» **Stated problem**:
Search the material for the word "that" and report each line where it turns up.

--

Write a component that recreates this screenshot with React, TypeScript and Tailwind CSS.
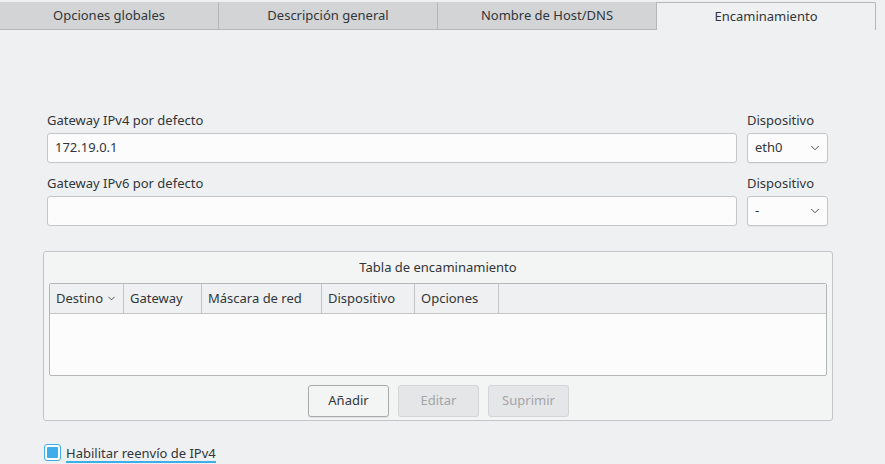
import { ChevronDown } from "lucide-react";

const tabs = ["Opciones globales", "Descripción general", "Nombre de Host/DNS", "Encaminamiento"];

const columns = [
    { label: "Destino", w: "w-[74px]", sort: true },
    { label: "Gateway", w: "w-[78px]" },
    { label: "Máscara de red", w: "w-[120px]" },
    { label: "Dispositivo", w: "w-[93px]" },
    { label: "Opciones", w: "w-[84px]" },
];

const Select = ({ value }: { value: string }) => (
    <div className="h-[30px] w-[81px] rounded-[3px] border border-[#c3c5c6] bg-[#fcfcfc] flex items-center justify-between pl-[7px] pr-[5px] shadow-[0_1px_0_rgba(0,0,0,0.04)]">
        <span>{value}</span>
        <ChevronDown size={14} strokeWidth={1.5} className="text-[#31363b]" />
    </div>
);

const Field = ({ label, value }: { label: string; value: string }) => (
    <div className="flex gap-[10px]">
        <div className="flex-1 flex flex-col">
            <p className="h-[20px] leading-[20px] mb-[3px]">{label}</p>
            <div className="h-[30px] rounded-[3px] border border-[#c3c5c6] bg-[#fcfcfc] flex items-center px-[7px]">
                {value}
            </div>
        </div>
        <div className="w-[81px] flex flex-col">
            <p className="h-[20px] leading-[20px] mb-[3px]">Dispositivo</p>
            <Select value={value ? "eth0" : "-"} />
        </div>
    </div>
);

export default function App() {
    return (
        <div
            className="w-[885px] h-[464px] bg-[#eff0f1] text-[13px] text-[#31363b] overflow-hidden"
            style={{ fontFamily: '"Noto Sans", "Open Sans", sans-serif' }}
        >
            {/* tab bar */}
            <div className="flex pt-[2px] w-[876px]">
                {tabs.map((t, i) => {
                    const active = i === tabs.length - 1;
                    return (
                        <div
                            key={t}
                            className={
                                active
                                    ? "flex-1 h-[28px] flex items-center justify-center bg-[#eff0f1] border-t border-r border-[#b4b6b8] rounded-tr-[2px]"
                                    : "flex-1 h-[28px] flex items-center justify-center bg-[#d3d4d5] border-r border-[#b4b6b8] border-b"
                            }
                        >
                            {t}
                        </div>
                    );
                })}
            </div>

            <div className="pl-[47px] pr-[57px] pt-[80px] flex flex-col gap-[10px]">
                <Field label="Gateway IPv4 por defecto" value="172.19.0.1" />
                <Field label="Gateway IPv6 por defecto" value="" />
            </div>

            {/* routing table group */}
            <div className="ml-[43px] mt-[25px] w-[790px] h-[170px] rounded-[3px] border border-[#c3c5c6] bg-[#f3f4f4] px-[5px] pt-[5px] flex flex-col">
                <p className="text-center h-[21px] leading-[21px]">Tabla de encaminamiento</p>
                <div className="mt-[5px] h-[93px] border border-[#b4b6b8] rounded-[2px] bg-[#fcfcfc] flex flex-col">
                    <div className="h-[30px] flex bg-[#eff0f1] border-b border-[#c3c5c6]">
                        {columns.map((c) => (
                            <div
                                key={c.label}
                                className={`${c.w} h-full flex items-center px-[6px] border-r border-[#c3c5c6] gap-[3px]`}
                            >
                                {c.label}
                                {c.sort && <ChevronDown size={13} strokeWidth={1.75} className="text-[#31363b]" />}
                            </div>
                        ))}
                    </div>
                </div>
                <div className="mt-[9px] flex justify-center gap-[9px] pl-[1px]">
                    <button className="w-[81px] h-[32px] rounded-[3px] border border-[#a8aaac] bg-[#f3f4f4] shadow-[0_1px_1px_rgba(0,0,0,0.08)]">
                        Añadir
                    </button>
                    <button className="w-[81px] h-[32px] rounded-[3px] border border-[#d3d5d6] bg-[#e5e6e7] text-[#a3a5a7]">
                        Editar
                    </button>
                    <button className="w-[81px] h-[32px] rounded-[3px] border border-[#d3d5d6] bg-[#e5e6e7] text-[#a3a5a7]">
                        Suprimir
                    </button>
                </div>
            </div>

            {/* checkbox */}
            <div className="ml-[44px] mt-[23px] flex items-start gap-[5px]">
                <div className="w-[17px] h-[17px] rounded-[3px] border border-[#3daee9] bg-[#fcfcfc] p-[2px]">
                    <div className="w-full h-full bg-[#3daee9] rounded-[1px]" />
                </div>
                <span className="border-b-2 border-[#3daee9] leading-[16px] h-[19px] pt-[1px]">Habilitar reenvío de IPv4</span>
            </div>
        </div>
    );
}
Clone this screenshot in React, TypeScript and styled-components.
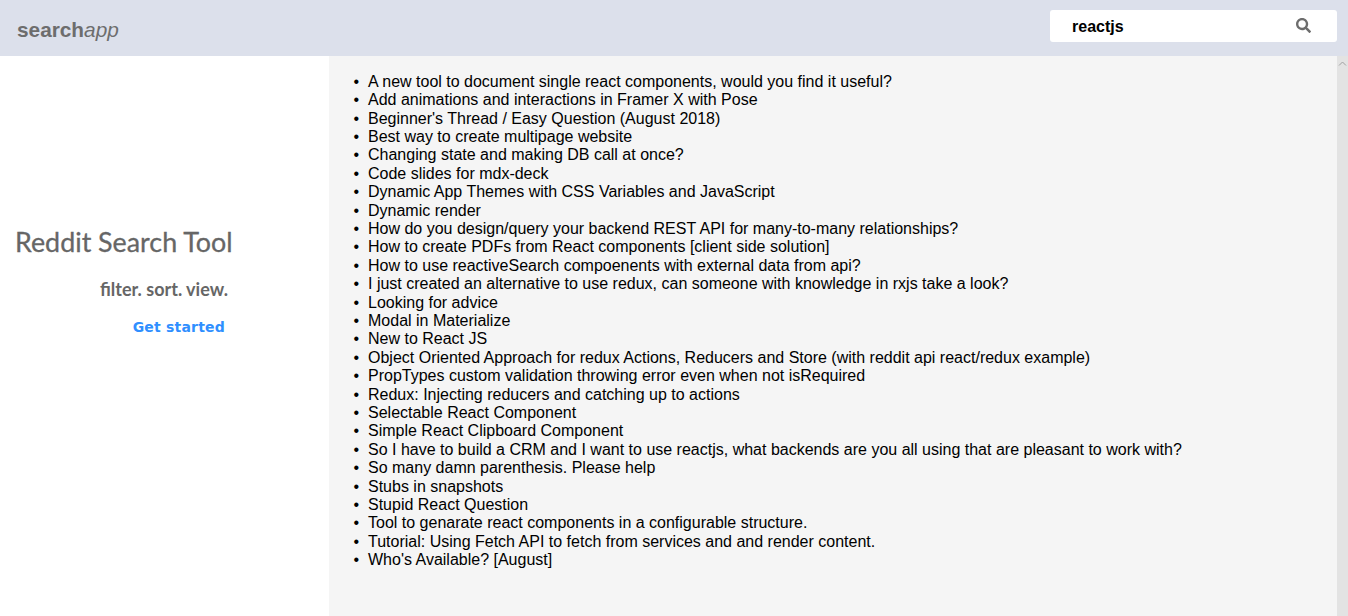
import React from "react";
import styled, { createGlobalStyle } from "styled-components";
import { FaSearch } from "react-icons/fa";

const POSTS = [
  "A new tool to document single react components, would you find it useful?",
  "Add animations and interactions in Framer X with Pose",
  "Beginner's Thread / Easy Question (August 2018)",
  "Best way to create multipage website",
  "Changing state and making DB call at once?",
  "Code slides for mdx-deck",
  "Dynamic App Themes with CSS Variables and JavaScript",
  "Dynamic render",
  "How do you design/query your backend REST API for many-to-many relationships?",
  "How to create PDFs from React components [client side solution]",
  "How to use reactiveSearch compoenents with external data from api?",
  "I just created an alternative to use redux, can someone with knowledge in rxjs take a look?",
  "Looking for advice",
  "Modal in Materialize",
  "New to React JS",
  "Object Oriented Approach for redux Actions, Reducers and Store (with reddit api react/redux example)",
  "PropTypes custom validation throwing error even when not isRequired",
  "Redux: Injecting reducers and catching up to actions",
  "Selectable React Component",
  "Simple React Clipboard Component",
  "So I have to build a CRM and I want to use reactjs, what backends are you all using that are pleasant to work with?",
  "So many damn parenthesis. Please help",
  "Stubs in snapshots",
  "Stupid React Question",
  "Tool to genarate react components in a configurable structure.",
  "Tutorial: Using Fetch API to fetch from services and and render content.",
  "Who's Available? [August]",
];

const GlobalStyle = createGlobalStyle`
  html, body {
    margin: 0;
    height: 100%;
    overflow: hidden;
    font-family: "Liberation Sans", Arial, sans-serif;
  }
`;

const Page = styled.div`
  display: flex;
  flex-direction: column;
  height: 616px;
`;

const Header = styled.header`
  flex-shrink: 0;
  height: 56px;
  box-sizing: border-box;
  padding: 10px 11px 0 17px;
  display: flex;
  justify-content: space-between;
  align-items: flex-start;
  background: #dce0eb;
`;

const Logo = styled.div`
  padding-top: 8px;
  font-size: 20.8px;
  line-height: 23px;
  font-weight: 700;
  color: #6d6d6d;

  em {
    font-weight: 400;
    font-style: italic;
  }
`;

const SearchBox = styled.div`
  width: 287px;
  height: 32px;
  box-sizing: border-box;
  padding: 2px 26px 0 22px;
  display: flex;
  align-items: center;
  justify-content: space-between;
  background: #fff;
  border-radius: 3px;
`;

const SearchText = styled.span`
  font-size: 16px;
  font-weight: 700;
  color: #000;
`;

const SearchIcon = styled(FaSearch)`
  display: block;
  width: 15px;
  height: 15px;
  margin-top: -4px;
  color: #6d6d6d;
`;

const Body = styled.div`
  flex: 1;
  min-height: 0;
  display: flex;
`;

const Sidebar = styled.aside`
  flex-shrink: 0;
  width: 329px;
  box-sizing: border-box;
  padding: 169px 101px 0 15px;
  display: flex;
  flex-direction: column;
  background: #fff;
`;

const Title = styled.h1`
  margin: 0;
  font-family: Lato, sans-serif;
  font-size: 26.85px;
  line-height: 33px;
  font-weight: 400;
  -webkit-text-stroke: 0.3px #666;
  color: #666;
  white-space: nowrap;
`;

const Tagline = styled.p`
  margin: 20px 0 0;
  font-family: Lato, sans-serif;
  font-size: 18px;
  line-height: 22px;
  font-weight: 700;
  color: #666;
  text-align: right;
  white-space: nowrap;
`;

const GetStarted = styled.a`
  margin: 19px 3px 0 0;
  font-family: "DejaVu Sans", sans-serif;
  font-size: 14px;
  line-height: 16px;
  font-weight: 700;
  letter-spacing: 0.2px;
  color: #2f8fff;
  text-align: right;
  white-space: nowrap;
`;

const Main = styled.main`
  flex: 1;
  min-width: 0;
  box-sizing: border-box;
  padding-top: 16.7px;
  background: #f5f5f5;
`;

const PostList = styled.ul`
  margin: 0;
  padding: 0 0 0 39px;
  font-size: 16px;
  line-height: 18.4px;
  color: #000;
  list-style-type: "•  ";
`;

const ScrollTrack = styled.div`
  flex-shrink: 0;
  width: 11px;
  display: flex;
  justify-content: center;
  padding-top: 5px;
  box-sizing: border-box;
  background: #e3e3e3;
`;

const ScrollArrow = styled.svg`
  display: block;
  width: 9px;
  height: 5px;
  color: #a0a0a0;
`;

export default function App() {
  return (
    <Page>
      <GlobalStyle />
      <Header>
        <Logo>
          search<em>app</em>
        </Logo>
        <SearchBox>
          <SearchText>reactjs</SearchText>
          <SearchIcon aria-hidden="true" />
        </SearchBox>
      </Header>
      <Body>
        <Sidebar>
          <Title>Reddit Search Tool</Title>
          <Tagline>filter. sort. view.</Tagline>
          <GetStarted>Get started</GetStarted>
        </Sidebar>
        <Main>
          <PostList>
            {POSTS.map((post) => (
              <li key={post}>{post}</li>
            ))}
          </PostList>
        </Main>
        <ScrollTrack>
          <ScrollArrow viewBox="0 0 9 5" fill="none" stroke="currentColor" aria-hidden="true">
            <path d="M1 4.5L4.5 1L8 4.5" strokeWidth="1" />
          </ScrollArrow>
        </ScrollTrack>
      </Body>
    </Page>
  );
}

--

» **Finished task**:
Write a component that recreates this screenshot with React, TypeScript and Tailwind CSS.
  "So I have to build a CRM and I want to use reactjs, what backends are you all using that are pleasant to work with?",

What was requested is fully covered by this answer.